PROVIDED INFORMATION

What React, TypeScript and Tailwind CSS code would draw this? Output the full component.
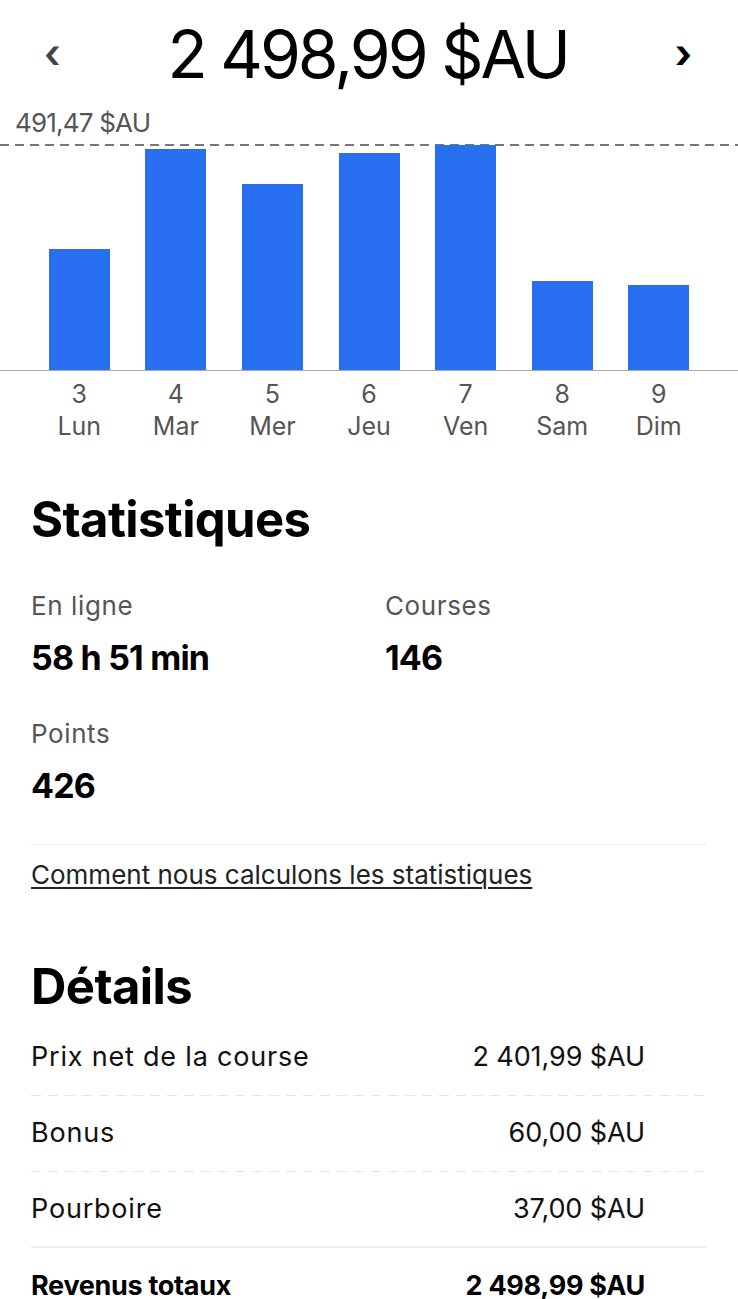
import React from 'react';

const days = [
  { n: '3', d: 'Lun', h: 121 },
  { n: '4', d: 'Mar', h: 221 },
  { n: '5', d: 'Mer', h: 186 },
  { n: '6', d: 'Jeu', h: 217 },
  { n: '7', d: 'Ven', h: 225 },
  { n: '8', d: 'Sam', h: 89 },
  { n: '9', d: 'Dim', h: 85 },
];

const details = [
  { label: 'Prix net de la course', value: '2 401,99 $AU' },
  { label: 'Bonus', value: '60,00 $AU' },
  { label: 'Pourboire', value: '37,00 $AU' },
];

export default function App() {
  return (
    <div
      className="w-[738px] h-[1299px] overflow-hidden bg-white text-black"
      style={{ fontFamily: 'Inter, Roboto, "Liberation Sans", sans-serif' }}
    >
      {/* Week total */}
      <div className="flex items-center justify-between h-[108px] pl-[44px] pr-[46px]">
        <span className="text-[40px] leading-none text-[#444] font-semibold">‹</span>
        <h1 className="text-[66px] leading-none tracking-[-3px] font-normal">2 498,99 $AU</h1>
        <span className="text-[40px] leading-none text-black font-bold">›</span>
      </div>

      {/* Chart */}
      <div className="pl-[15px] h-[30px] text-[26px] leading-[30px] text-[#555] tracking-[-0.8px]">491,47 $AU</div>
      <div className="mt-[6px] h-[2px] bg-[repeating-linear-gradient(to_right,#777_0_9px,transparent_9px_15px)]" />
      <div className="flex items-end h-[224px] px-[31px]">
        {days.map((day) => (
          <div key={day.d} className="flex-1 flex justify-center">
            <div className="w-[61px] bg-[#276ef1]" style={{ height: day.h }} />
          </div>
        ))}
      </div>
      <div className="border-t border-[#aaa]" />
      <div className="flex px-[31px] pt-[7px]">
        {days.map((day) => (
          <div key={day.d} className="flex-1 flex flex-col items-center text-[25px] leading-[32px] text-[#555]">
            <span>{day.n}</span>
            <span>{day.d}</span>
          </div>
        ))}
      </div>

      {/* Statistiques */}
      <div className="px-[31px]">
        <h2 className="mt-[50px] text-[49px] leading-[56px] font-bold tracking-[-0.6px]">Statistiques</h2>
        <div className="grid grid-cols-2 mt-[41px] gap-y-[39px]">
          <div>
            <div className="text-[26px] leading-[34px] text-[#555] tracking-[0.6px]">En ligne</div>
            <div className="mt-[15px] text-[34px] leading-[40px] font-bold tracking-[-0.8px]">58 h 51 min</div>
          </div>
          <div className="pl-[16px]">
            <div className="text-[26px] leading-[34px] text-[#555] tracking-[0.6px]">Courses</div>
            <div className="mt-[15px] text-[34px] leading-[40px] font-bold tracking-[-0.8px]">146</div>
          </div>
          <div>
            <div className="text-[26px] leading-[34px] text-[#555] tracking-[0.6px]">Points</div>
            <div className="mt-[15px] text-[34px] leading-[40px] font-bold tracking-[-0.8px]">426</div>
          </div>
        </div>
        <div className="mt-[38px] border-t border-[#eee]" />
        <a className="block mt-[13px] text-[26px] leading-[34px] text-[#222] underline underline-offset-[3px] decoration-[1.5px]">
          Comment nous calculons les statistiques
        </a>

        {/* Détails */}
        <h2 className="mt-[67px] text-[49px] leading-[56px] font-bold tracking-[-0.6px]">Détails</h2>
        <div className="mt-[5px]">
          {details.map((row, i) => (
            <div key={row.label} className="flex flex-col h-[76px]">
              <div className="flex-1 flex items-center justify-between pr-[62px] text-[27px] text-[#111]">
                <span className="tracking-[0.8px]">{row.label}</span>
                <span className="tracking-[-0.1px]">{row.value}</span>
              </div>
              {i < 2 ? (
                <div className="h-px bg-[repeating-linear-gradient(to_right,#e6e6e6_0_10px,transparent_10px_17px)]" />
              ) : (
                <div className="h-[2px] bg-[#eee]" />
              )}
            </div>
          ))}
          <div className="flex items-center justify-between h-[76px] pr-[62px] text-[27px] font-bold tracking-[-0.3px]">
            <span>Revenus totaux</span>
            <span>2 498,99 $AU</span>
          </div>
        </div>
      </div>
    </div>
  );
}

--

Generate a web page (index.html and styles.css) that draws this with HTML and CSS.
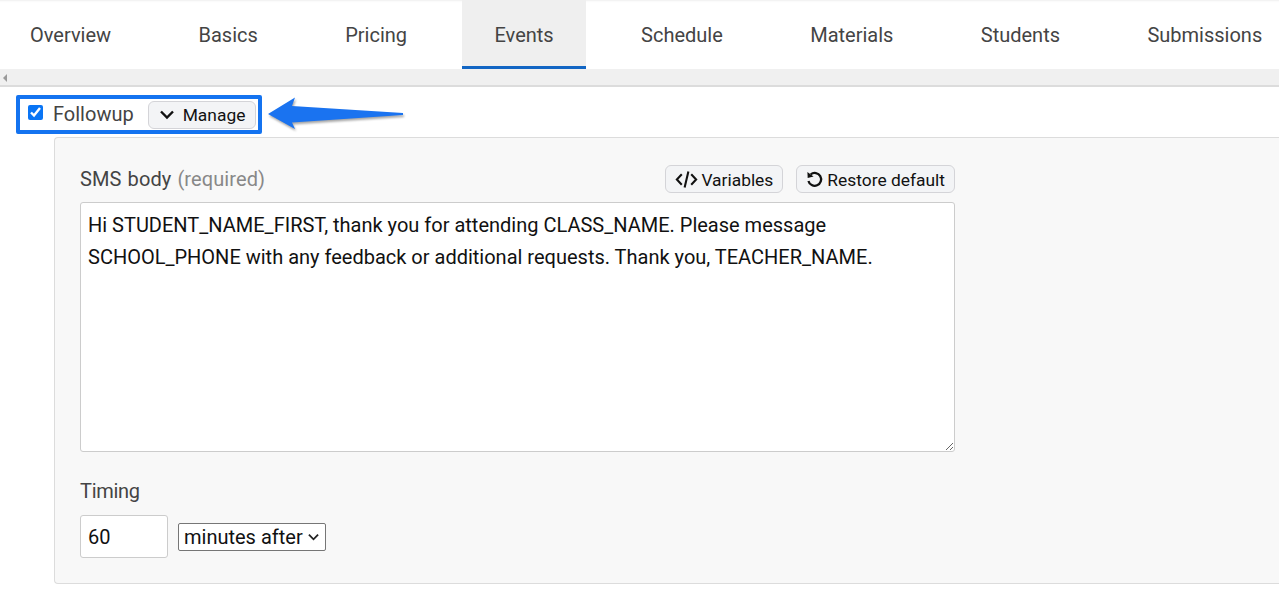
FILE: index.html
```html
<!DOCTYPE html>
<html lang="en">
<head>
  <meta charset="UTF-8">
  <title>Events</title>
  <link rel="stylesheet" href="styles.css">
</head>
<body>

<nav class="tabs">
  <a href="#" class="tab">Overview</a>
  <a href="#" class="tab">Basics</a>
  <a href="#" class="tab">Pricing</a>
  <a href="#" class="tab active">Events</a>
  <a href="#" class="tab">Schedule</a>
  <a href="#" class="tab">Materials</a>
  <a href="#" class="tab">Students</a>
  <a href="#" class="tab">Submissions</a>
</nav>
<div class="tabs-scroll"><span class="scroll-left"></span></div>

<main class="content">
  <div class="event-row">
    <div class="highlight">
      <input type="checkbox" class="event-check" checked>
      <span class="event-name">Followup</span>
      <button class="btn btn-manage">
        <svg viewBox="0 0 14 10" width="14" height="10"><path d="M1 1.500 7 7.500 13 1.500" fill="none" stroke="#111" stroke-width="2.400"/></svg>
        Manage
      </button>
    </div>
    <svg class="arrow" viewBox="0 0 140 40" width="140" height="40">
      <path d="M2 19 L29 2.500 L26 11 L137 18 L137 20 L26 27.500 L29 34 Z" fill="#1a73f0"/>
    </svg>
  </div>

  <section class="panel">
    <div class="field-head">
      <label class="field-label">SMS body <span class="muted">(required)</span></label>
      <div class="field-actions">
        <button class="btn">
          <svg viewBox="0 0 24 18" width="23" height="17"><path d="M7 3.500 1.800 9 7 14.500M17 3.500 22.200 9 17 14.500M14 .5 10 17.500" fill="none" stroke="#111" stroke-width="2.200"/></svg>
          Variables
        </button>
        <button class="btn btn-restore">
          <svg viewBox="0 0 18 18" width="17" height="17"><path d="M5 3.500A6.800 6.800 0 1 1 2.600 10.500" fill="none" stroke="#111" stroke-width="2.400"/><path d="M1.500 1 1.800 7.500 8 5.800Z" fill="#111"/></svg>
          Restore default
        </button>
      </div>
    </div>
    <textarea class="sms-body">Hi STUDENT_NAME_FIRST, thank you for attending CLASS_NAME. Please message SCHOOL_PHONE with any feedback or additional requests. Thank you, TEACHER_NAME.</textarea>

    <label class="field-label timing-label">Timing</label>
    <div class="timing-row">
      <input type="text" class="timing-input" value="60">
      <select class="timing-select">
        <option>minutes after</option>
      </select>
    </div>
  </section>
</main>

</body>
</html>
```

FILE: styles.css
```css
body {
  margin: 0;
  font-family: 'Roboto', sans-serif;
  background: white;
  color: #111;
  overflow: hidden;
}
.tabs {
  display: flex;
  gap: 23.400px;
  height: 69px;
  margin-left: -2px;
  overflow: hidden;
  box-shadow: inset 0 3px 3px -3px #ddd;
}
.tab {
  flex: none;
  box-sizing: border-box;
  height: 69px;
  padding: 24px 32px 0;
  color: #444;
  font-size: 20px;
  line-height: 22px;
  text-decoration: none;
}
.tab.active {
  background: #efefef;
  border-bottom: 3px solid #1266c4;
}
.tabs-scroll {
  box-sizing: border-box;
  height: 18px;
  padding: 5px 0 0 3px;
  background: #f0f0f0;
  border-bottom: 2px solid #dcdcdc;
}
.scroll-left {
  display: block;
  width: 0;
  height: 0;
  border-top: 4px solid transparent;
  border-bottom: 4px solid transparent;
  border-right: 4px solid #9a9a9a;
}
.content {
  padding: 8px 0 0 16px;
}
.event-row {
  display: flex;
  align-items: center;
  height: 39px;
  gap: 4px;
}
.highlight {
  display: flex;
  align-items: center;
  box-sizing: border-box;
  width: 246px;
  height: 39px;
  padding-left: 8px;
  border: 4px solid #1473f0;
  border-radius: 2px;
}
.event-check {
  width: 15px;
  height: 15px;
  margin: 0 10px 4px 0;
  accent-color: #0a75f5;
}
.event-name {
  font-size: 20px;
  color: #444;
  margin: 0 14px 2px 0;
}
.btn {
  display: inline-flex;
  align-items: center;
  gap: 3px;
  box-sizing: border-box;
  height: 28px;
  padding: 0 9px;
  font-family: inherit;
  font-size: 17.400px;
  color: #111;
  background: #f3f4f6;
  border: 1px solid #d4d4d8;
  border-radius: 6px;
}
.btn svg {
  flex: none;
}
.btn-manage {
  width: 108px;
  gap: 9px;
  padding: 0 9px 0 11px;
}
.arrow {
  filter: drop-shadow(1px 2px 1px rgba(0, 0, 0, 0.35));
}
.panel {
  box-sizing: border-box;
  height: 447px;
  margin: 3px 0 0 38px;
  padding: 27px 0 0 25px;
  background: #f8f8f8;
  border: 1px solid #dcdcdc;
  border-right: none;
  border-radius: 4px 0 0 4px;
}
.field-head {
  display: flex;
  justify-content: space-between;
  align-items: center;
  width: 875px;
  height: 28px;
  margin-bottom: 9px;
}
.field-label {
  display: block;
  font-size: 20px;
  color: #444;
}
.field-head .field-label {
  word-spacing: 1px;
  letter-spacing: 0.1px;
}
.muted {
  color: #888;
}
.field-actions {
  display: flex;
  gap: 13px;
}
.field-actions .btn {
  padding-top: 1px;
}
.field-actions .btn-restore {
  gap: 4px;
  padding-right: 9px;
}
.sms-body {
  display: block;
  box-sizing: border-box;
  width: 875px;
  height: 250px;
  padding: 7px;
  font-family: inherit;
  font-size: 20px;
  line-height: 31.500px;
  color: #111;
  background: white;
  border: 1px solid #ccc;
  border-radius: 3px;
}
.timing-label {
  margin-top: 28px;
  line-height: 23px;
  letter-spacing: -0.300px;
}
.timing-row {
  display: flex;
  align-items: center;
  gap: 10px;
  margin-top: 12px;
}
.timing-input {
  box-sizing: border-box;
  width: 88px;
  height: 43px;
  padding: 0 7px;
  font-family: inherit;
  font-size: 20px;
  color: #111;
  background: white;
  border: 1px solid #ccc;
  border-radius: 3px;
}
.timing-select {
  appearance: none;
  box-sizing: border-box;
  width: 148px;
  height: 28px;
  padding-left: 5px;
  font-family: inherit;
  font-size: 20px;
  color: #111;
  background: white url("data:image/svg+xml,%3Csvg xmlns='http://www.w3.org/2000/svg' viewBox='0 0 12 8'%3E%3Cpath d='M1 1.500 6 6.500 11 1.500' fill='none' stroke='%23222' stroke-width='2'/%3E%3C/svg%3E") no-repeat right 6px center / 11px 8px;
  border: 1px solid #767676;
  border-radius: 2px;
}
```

WHAT TO PRODUCE
Give a single number: the count of lines above that include the word "styles".

SOLUTION TO THE PROBLEM
3